* begin *

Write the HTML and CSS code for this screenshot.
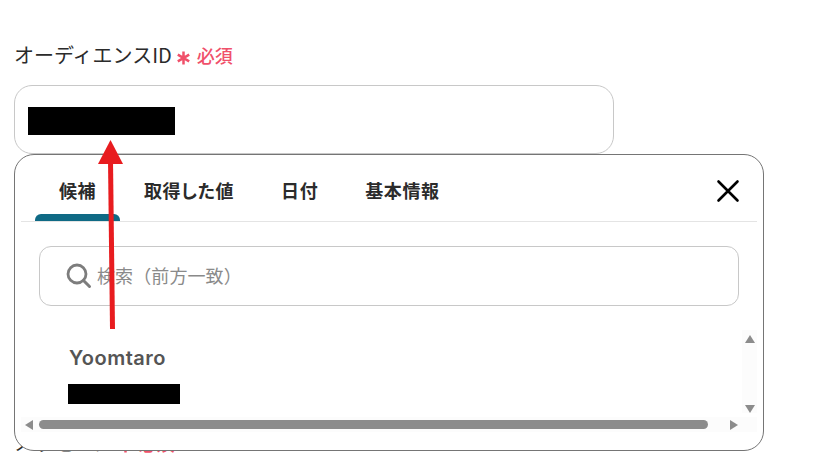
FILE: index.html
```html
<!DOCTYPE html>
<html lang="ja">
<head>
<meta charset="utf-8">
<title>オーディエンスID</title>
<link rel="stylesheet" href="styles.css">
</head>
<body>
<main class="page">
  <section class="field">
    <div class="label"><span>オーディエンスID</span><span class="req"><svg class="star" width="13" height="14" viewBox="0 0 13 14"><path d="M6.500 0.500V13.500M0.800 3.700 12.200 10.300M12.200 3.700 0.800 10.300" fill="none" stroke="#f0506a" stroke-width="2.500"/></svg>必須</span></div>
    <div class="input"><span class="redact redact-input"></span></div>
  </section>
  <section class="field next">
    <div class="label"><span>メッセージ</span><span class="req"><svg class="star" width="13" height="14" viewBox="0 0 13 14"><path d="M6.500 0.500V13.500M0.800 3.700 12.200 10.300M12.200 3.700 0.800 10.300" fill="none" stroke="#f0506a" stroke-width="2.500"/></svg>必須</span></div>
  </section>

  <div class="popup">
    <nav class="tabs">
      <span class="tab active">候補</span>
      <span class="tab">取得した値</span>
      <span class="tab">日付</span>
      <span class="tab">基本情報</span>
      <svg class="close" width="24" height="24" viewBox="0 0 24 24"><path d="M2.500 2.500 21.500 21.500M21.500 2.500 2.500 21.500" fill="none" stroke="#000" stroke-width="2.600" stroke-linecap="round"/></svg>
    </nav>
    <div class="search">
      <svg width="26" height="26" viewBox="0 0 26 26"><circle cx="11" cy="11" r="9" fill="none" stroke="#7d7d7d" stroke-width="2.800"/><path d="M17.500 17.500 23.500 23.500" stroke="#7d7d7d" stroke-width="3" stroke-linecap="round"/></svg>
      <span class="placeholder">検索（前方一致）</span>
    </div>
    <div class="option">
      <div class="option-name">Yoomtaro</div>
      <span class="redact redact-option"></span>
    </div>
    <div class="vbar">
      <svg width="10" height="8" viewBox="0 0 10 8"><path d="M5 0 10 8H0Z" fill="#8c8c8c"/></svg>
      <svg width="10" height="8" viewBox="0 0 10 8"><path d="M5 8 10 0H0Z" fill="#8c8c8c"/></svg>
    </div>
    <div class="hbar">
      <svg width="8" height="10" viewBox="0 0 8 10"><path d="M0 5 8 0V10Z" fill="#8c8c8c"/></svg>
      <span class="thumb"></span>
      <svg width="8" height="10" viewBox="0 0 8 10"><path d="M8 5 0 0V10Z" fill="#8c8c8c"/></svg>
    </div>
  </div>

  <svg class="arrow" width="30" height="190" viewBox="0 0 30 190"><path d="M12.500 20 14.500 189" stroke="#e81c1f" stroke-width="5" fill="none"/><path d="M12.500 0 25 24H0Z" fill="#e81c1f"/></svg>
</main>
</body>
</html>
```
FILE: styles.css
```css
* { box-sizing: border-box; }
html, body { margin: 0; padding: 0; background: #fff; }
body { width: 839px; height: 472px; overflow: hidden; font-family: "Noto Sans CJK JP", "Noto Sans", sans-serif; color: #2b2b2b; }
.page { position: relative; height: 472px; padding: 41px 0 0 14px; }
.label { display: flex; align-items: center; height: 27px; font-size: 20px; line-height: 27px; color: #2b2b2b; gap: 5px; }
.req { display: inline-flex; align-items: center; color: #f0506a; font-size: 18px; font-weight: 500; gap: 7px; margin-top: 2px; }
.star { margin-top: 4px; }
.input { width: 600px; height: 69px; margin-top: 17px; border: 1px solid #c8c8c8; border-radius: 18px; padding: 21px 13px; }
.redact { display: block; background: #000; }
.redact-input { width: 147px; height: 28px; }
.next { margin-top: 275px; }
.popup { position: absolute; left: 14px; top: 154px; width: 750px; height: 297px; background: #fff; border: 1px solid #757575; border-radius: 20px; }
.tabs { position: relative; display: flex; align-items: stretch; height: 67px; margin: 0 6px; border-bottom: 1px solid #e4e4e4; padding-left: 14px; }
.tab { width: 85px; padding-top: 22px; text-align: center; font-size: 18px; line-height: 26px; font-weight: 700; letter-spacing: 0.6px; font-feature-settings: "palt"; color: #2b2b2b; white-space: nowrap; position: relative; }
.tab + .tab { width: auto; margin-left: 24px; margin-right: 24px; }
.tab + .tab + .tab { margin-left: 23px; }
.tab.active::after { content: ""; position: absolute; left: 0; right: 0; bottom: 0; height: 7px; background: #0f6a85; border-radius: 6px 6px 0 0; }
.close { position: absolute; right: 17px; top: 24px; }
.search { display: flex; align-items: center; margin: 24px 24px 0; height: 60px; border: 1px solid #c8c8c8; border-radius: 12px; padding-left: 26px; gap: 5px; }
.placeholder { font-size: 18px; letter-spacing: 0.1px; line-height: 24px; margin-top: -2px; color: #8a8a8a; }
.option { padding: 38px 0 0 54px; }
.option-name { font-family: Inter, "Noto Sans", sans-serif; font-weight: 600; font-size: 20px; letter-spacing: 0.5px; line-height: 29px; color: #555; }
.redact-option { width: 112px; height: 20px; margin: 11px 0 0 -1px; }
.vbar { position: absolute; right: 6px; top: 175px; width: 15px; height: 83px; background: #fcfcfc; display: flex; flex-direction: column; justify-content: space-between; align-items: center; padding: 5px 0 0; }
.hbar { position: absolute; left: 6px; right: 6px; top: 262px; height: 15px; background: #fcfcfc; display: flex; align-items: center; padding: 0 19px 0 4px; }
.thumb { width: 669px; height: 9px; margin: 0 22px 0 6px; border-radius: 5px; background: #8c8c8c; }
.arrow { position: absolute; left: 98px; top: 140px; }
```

* end *

Exercise aim: Omit every picture, then repeat the remaining data exactly as it appears above.

Response to this exercise:
Write the HTML and CSS code for this screenshot.
FILE: index.html
```html
<!DOCTYPE html>
<html lang="ja">
<head>
<meta charset="utf-8">
<title>オーディエンスID</title>
<link rel="stylesheet" href="styles.css">
</head>
<body>
<main class="page">
  <section class="field">
    <div class="label"><span>オーディエンスID</span><span class="req"><svg class="star" width="13" height="14" viewBox="0 0 13 14"><path d="M6.500 0.500V13.500M0.800 3.700 12.200 10.300M12.200 3.700 0.800 10.300" fill="none" stroke="#f0506a" stroke-width="2.500"/></svg>必須</span></div>
    <div class="input"><span class="redact redact-input"></span></div>
  </section>
  <section class="field next">
    <div class="label"><span>メッセージ</span><span class="req"><svg class="star" width="13" height="14" viewBox="0 0 13 14"><path d="M6.500 0.500V13.500M0.800 3.700 12.200 10.300M12.200 3.700 0.800 10.300" fill="none" stroke="#f0506a" stroke-width="2.500"/></svg>必須</span></div>
  </section>

  <div class="popup">
    <nav class="tabs">
      <span class="tab active">候補</span>
      <span class="tab">取得した値</span>
      <span class="tab">日付</span>
      <span class="tab">基本情報</span>
      <svg class="close" width="24" height="24" viewBox="0 0 24 24"><path d="M2.500 2.500 21.500 21.500M21.500 2.500 2.500 21.500" fill="none" stroke="#000" stroke-width="2.600" stroke-linecap="round"/></svg>
    </nav>
    <div class="search">
      <svg width="26" height="26" viewBox="0 0 26 26"><circle cx="11" cy="11" r="9" fill="none" stroke="#7d7d7d" stroke-width="2.800"/><path d="M17.500 17.500 23.500 23.500" stroke="#7d7d7d" stroke-width="3" stroke-linecap="round"/></svg>
      <span class="placeholder">検索（前方一致）</span>
    </div>
    <div class="option">
      <div class="option-name">Yoomtaro</div>
      <span class="redact redact-option"></span>
    </div>
    <div class="vbar">
      <svg width="10" height="8" viewBox="0 0 10 8"><path d="M5 0 10 8H0Z" fill="#8c8c8c"/></svg>
      <svg width="10" height="8" viewBox="0 0 10 8"><path d="M5 8 10 0H0Z" fill="#8c8c8c"/></svg>
    </div>
    <div class="hbar">
      <svg width="8" height="10" viewBox="0 0 8 10"><path d="M0 5 8 0V10Z" fill="#8c8c8c"/></svg>
      <span class="thumb"></span>
      <svg width="8" height="10" viewBox="0 0 8 10"><path d="M8 5 0 0V10Z" fill="#8c8c8c"/></svg>
    </div>
  </div>

  <svg class="arrow" width="30" height="190" viewBox="0 0 30 190"><path d="M12.500 20 14.500 189" stroke="#e81c1f" stroke-width="5" fill="none"/><path d="M12.500 0 25 24H0Z" fill="#e81c1f"/></svg>
</main>
</body>
</html>
```
FILE: styles.css
```css
* { box-sizing: border-box; }
html, body { margin: 0; padding: 0; background: #fff; }
body { width: 839px; height: 472px; overflow: hidden; font-family: "Noto Sans CJK JP", "Noto Sans", sans-serif; color: #2b2b2b; }
.page { position: relative; height: 472px; padding: 41px 0 0 14px; }
.label { display: flex; align-items: center; height: 27px; font-size: 20px; line-height: 27px; color: #2b2b2b; gap: 5px; }
.req { display: inline-flex; align-items: center; color: #f0506a; font-size: 18px; font-weight: 500; gap: 7px; margin-top: 2px; }
.star { margin-top: 4px; }
.input { width: 600px; height: 69px; margin-top: 17px; border: 1px solid #c8c8c8; border-radius: 18px; padding: 21px 13px; }
.redact { display: block; background: #000; }
.redact-input { width: 147px; height: 28px; }
.next { margin-top: 275px; }
.popup { position: absolute; left: 14px; top: 154px; width: 750px; height: 297px; background: #fff; border: 1px solid #757575; border-radius: 20px; }
.tabs { position: relative; display: flex; align-items: stretch; height: 67px; margin: 0 6px; border-bottom: 1px solid #e4e4e4; padding-left: 14px; }
.tab { width: 85px; padding-top: 22px; text-align: center; font-size: 18px; line-height: 26px; font-weight: 700; letter-spacing: 0.6px; font-feature-settings: "palt"; color: #2b2b2b; white-space: nowrap; position: relative; }
.tab + .tab { width: auto; margin-left: 24px; margin-right: 24px; }
.tab + .tab + .tab { margin-left: 23px; }
.tab.active::after { content: ""; position: absolute; left: 0; right: 0; bottom: 0; height: 7px; background: #0f6a85; border-radius: 6px 6px 0 0; }
.close { position: absolute; right: 17px; top: 24px; }
.search { display: flex; align-items: center; margin: 24px 24px 0; height: 60px; border: 1px solid #c8c8c8; border-radius: 12px; padding-left: 26px; gap: 5px; }
.placeholder { font-size: 18px; letter-spacing: 0.1px; line-height: 24px; margin-top: -2px; color: #8a8a8a; }
.option { padding: 38px 0 0 54px; }
.option-name { font-family: Inter, "Noto Sans", sans-serif; font-weight: 600; font-size: 20px; letter-spacing: 0.5px; line-height: 29px; color: #555; }
.redact-option { width: 112px; height: 20px; margin: 11px 0 0 -1px; }
.vbar { position: absolute; right: 6px; top: 175px; width: 15px; height: 83px; background: #fcfcfc; display: flex; flex-direction: column; justify-content: space-between; align-items: center; padding: 5px 0 0; }
.hbar { position: absolute; left: 6px; right: 6px; top: 262px; height: 15px; background: #fcfcfc; display: flex; align-items: center; padding: 0 19px 0 4px; }
.thumb { width: 669px; height: 9px; margin: 0 22px 0 6px; border-radius: 5px; background: #8c8c8c; }
.arrow { position: absolute; left: 98px; top: 140px; }
```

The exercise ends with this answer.